397.Integer Replacement

Tags: [recursion], [brute_force]

Link: https://leetcode.com/problems/integer-replacement/?tab=Description

Given a positive integer n and you can do operations as follow:

1. If n is even, replace n with n/2.
2. If n is odd, you can replace n with either n + 1or n - 1.

What is the minimum number of replacements needed for n to become 1?

Example 1:

Input:
8

Output:
3

Explanation:
8 -> 4 -> 2 -> 1

Example 2:

Input:
7

Output:
4

Explanation:
7 -> 8 -> 4 -> 2 -> 1 or 7 -> 6 -> 3 -> 2 -> 1

Solution: brute_force, recursion

import sys

class Solution(object):
    def integerReplacement(self, n):
        """
        :type n: int
        :rtype: int
        """
        if n <= 0:
            raise ValueError('the input is invalid')

        return self.integer_replacement_helper(n, 1, 0)

    def integer_replacement_helper(self, n, target, num_of_steps):
        # base case
        if n <= 0:
            return sys.maxint
        if n == target:
            return num_of_steps

        if n & 1 == 0:
            return self.integer_replacement_helper(n / 2, target, num_of_steps + 1)
        else:
            return min(self.integer_replacement_helper(n - 1, target, num_of_steps + 1),
                       self.integer_replacement_helper(n + 1, target, num_of_steps + 1))

Revelation:

• Brute force: try all possible ways to replace the integers.

Note:

• Time complexity = O(lgn + 2^lgn) = O(n), n is the user input.

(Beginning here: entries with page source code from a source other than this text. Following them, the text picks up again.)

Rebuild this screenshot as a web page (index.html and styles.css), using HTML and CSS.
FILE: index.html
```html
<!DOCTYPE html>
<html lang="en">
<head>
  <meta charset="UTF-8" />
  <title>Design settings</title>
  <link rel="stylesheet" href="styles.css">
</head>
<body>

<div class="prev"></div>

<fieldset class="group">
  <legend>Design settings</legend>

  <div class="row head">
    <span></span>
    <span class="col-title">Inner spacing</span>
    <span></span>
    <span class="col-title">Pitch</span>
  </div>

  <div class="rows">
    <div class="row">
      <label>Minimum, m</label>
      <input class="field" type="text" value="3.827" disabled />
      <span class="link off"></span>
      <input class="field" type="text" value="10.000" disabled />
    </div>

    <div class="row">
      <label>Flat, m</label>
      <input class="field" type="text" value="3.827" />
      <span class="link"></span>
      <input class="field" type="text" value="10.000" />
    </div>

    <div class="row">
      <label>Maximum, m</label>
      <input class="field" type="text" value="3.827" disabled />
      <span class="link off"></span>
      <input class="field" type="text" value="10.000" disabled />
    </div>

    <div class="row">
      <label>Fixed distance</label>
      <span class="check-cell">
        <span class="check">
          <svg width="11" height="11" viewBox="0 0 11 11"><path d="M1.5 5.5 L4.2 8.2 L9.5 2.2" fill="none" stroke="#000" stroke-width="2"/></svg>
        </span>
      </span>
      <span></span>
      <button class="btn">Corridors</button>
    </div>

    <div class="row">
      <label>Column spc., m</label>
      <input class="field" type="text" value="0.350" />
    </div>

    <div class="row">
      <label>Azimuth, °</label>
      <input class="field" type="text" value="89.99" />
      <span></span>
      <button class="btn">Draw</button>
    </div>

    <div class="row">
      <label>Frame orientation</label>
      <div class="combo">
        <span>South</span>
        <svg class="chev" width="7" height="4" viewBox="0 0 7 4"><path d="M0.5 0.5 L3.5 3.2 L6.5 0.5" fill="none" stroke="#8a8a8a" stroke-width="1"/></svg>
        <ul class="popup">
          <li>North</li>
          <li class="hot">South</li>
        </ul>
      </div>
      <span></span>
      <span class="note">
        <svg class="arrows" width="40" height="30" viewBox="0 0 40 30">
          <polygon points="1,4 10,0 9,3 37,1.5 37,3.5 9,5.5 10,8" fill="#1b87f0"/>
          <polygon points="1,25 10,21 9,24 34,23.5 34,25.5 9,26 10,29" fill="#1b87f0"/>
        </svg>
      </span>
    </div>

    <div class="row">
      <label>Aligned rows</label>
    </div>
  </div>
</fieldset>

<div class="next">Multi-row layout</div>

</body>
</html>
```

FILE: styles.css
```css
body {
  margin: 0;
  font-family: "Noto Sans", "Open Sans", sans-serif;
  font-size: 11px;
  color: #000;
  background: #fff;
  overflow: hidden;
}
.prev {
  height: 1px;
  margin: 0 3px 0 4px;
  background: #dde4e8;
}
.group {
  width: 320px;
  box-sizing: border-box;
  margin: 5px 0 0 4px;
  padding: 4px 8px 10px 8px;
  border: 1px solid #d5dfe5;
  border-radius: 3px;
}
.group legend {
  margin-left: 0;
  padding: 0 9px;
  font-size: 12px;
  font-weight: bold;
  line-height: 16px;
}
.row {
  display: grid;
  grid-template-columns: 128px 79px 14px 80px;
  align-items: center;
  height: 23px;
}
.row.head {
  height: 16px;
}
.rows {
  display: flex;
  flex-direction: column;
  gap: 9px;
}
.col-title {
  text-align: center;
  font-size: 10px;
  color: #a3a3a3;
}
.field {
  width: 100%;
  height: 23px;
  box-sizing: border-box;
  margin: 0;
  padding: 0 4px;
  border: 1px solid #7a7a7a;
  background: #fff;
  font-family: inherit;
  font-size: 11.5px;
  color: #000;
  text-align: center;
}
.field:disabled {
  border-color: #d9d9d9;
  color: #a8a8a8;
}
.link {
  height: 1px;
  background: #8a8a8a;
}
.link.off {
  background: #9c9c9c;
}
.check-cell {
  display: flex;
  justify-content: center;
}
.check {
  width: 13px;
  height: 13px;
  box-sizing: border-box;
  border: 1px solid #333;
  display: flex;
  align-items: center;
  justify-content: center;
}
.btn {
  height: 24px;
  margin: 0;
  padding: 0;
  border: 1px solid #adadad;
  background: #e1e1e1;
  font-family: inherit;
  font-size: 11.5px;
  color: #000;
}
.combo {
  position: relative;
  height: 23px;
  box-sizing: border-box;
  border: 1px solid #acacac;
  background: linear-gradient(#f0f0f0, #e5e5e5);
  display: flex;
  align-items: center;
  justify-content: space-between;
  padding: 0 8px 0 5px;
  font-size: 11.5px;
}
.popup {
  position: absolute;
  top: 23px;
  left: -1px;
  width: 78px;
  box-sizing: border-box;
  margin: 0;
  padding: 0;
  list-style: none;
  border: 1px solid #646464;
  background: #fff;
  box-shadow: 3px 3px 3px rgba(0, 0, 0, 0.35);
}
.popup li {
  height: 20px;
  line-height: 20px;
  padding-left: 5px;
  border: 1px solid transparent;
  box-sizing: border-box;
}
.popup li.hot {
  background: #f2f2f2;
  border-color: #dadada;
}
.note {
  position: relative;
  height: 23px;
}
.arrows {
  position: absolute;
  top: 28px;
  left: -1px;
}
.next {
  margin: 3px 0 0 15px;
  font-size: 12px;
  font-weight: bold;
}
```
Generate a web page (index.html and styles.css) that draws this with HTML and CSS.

An = A1*q^(x - 1), A1 = n, An = 1, q = 1/2, so x = lgn. So if during the each step, we generate an even number, there should be lgn even numbers, but before or after getting the even number, we must get an odd number, so there are lgn odd numbers, and for even number there is only one way, for odd numbers there are two ways. So T = O(lgn + 2^lgn) = O(lgn + n) = O(n).